Problem description: Exactly the lines from the start of the data below through the line that contains "124px 128px 154px" are to be copied, with pictures left out.
——
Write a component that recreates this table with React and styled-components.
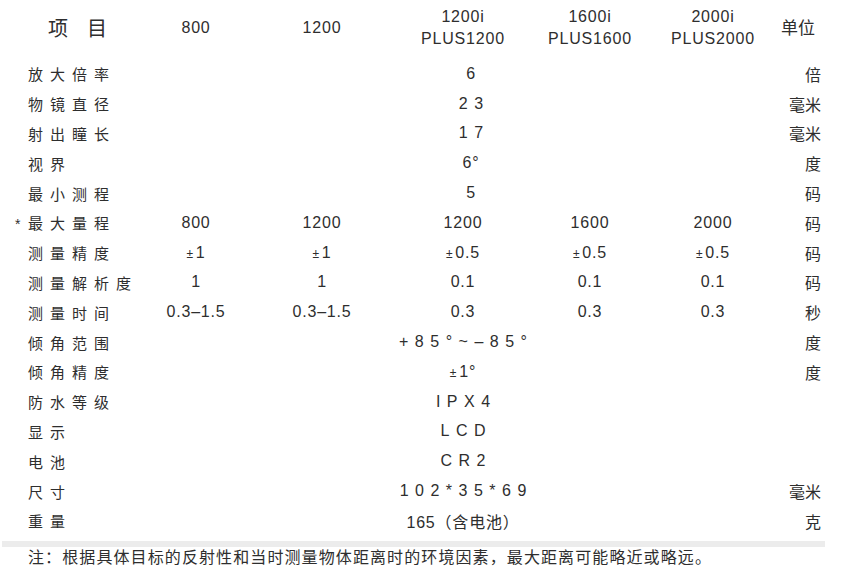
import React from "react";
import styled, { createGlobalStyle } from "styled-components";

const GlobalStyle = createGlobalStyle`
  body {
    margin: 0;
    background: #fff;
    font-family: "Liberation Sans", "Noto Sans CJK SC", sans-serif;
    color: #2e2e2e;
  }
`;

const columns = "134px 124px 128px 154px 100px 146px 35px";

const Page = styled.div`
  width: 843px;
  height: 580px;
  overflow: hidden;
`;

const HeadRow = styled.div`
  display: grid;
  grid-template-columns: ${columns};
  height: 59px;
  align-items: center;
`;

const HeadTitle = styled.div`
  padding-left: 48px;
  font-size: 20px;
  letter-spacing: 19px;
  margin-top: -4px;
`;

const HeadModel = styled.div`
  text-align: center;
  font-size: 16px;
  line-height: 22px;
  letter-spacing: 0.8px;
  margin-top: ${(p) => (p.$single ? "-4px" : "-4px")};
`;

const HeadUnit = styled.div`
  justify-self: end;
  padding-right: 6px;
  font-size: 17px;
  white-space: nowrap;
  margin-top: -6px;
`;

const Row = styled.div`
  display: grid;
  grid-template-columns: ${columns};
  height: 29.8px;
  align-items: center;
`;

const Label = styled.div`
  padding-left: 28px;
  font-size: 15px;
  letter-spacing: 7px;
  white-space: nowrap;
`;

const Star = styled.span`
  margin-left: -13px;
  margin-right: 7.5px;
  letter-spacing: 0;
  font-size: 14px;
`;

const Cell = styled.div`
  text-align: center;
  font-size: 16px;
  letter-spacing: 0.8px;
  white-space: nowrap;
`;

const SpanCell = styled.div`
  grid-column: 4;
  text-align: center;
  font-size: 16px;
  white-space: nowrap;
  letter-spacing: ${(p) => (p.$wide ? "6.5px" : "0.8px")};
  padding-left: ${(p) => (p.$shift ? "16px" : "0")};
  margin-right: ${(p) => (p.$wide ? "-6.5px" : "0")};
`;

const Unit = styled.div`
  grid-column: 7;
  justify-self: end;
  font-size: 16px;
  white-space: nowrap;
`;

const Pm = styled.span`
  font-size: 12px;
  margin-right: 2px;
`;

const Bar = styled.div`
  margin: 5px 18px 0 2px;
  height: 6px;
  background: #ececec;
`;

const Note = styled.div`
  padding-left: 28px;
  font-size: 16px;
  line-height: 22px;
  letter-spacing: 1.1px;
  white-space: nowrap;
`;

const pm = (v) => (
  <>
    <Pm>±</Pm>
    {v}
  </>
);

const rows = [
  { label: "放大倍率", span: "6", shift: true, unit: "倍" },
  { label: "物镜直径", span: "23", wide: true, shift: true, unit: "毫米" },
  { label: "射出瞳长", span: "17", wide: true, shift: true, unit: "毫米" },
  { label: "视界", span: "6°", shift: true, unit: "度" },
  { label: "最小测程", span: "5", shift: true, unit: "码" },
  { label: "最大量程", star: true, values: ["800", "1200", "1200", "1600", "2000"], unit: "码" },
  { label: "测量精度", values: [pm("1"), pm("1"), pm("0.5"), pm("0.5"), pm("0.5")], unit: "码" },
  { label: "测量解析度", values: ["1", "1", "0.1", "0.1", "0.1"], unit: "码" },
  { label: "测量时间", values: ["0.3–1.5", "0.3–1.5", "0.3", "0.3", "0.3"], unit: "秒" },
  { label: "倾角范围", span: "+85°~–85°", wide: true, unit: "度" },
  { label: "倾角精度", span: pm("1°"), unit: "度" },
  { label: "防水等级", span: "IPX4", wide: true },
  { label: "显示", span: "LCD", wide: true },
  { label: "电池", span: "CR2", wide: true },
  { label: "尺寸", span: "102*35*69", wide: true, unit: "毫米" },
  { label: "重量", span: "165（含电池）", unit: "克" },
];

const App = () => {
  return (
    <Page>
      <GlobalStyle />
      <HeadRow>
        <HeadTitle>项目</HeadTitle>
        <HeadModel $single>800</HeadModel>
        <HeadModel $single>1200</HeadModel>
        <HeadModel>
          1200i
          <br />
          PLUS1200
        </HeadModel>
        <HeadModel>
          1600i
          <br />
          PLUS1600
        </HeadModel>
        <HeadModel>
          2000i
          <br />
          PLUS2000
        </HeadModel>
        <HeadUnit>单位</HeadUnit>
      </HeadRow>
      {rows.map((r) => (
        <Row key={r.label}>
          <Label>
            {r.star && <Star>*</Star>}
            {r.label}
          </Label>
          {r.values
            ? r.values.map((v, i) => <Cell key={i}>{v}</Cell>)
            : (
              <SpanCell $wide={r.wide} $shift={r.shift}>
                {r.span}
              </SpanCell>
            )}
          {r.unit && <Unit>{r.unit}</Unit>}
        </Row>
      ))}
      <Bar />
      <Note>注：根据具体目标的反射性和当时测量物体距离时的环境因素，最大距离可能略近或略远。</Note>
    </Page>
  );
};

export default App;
——
Correct answer:
Write a component that recreates this table with React and styled-components.
import React from "react";
import styled, { createGlobalStyle } from "styled-components";

const GlobalStyle = createGlobalStyle`
  body {
    margin: 0;
    background: #fff;
    font-family: "Liberation Sans", "Noto Sans CJK SC", sans-serif;
    color: #2e2e2e;
  }
`;

const columns = "134px 124px 128px 154px 100px 146px 35px";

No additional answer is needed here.